Maximum fee rates have fallen. Only 37 per cent of firms reported daily maximum fee rates of more than £1,000, compared to 60 per cent in last year’s survey

Barton Willmore reported the highest maximum fee rate in our survey. The firm charges a maximum daily fee of £2,325. Bidwells reported the second highest maximum fee of £2,100 while Avison Young came in third with £2,080. Five firms charge a maximum daily fee of £2,000: Boyer; Carter Jonas; MFS Professional / Rumball Sedgwick; Prior + Partners; and Vail Williams.

Forty-four per cent of firms expect to maintain fees at current levels for the coming year. Twenty-four per cent of respondents said fees are likely to rise by up to four per cent while 28 per cent said they expect increase fees by between five and nine per cent. 

INCOME

Total fee income rose by more than 13 per cent. Aggregate income reported by the top 50 highest earning firms grew from £474 million to £537 million. Average fee income per firm rose from £9 million to £10 million in the same period.

Three-quarters of the top 50 highest earning firms that reported comparable figures for two years saw annual fee income rise over 12 months. Eight firms saw annual fee income fall while two companies saw income remain steady in percentage terms.

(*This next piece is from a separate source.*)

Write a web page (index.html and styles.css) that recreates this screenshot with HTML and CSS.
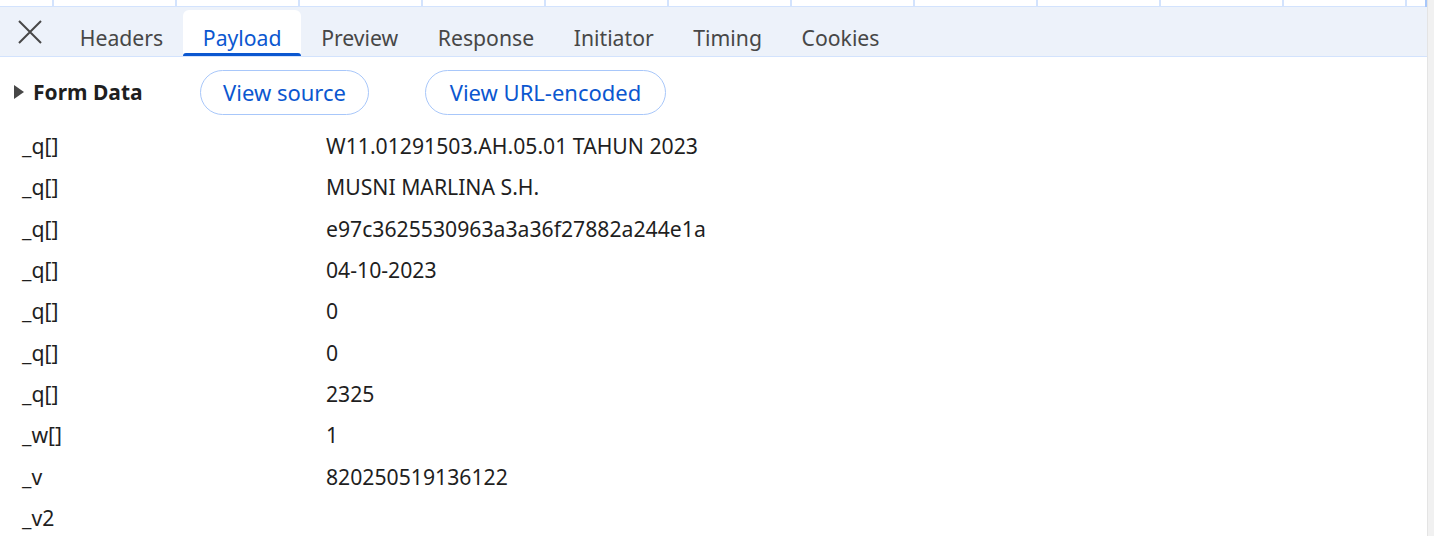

Fisher German reported the largest annual increase in fee income. The firm saw income rise from £1,462,000 to £1,981,000, an increase of 35 per cent. Arup, the highest fee earner in our table, reported the second largest increase in annual income, up 31 per cent from £109,790,000 to £144,149,000. DWD Property + Planning and Hyas Associates both saw annual income rise by 30 per cent. 

Peacock + Smith saw the largest annual decrease in fee income. The firm saw income fall from £1,830,000 to £1,625,000, a decrease of 11 per cent. Cerda Planning reported the second largest annual fall in annual income, down eight per cent from £,1200,000 to £1,100,000. Nexus Planning and Smart Planning both saw annual income fall by six per cent. 

SECTORS

Sixty-two per cent of respondents’ revenue comes from private sector clients. Analysis of income by client type reveals nine per cent comes from central government departments and agencies, eight per cent from community and neighbourhood groups, and less than one per cent from planning authorities. Twenty per cent comes from other public bodies. 

Development work accounts for 45 per cent of all consultants’ fee income. Infrastructure work accounts for 42 per cent, strategies and studies for nine per cent, while four per cent comes from other planning services.

Transport represents the largest planning sub-sector by fee income. Twenty-seven per cent of all fee income relates to transport planning, while 19 per cent relates to greenfield housing projects.

ECONOMIC CLIMATE

Optimism about the economic climate for development has fallen dramatically. Only 12 per cent of respondents said they expected the economic climate to improve over the next 12 months, compared to 55 per cent in last year’s survey.

PUBLIC SECTOR PERFORMANCE

Three-quarters of consultants believe local authority plan-making performance is unsatisfactory. Only one in five respondents said they were happy with local authority decision-making. Thirty-four per cent said the Planning Inspectorate’s decision-making performance is satisfactory.

More than nine in ten respondents raised concerns about a lack of resources for local planning authorities. Ninety-two per cent said lack of resources is a major constraint on local plan production and timely decisions on applications. Thirty-eight per cent of firms said planning authorities should be allowed to increase fees.

The majority of firms believe paid-for pre-application discussions are not good value for money. Only 32 per cent said these paid-for discussions are good value and only 26 per cent believed paid-for Planning Performance Agreements are good value.

GOVERNMENT POLICY

Views on the merits of permitted development rights have shifted. Forty-two per cent of respondents said the benefits of permitted development rights extensions in England since 2012 have outweighed any harms, compared to 35 per cent who disagreed. This compares to 49 per cent who agreed and 21 per cent who disagreed last year.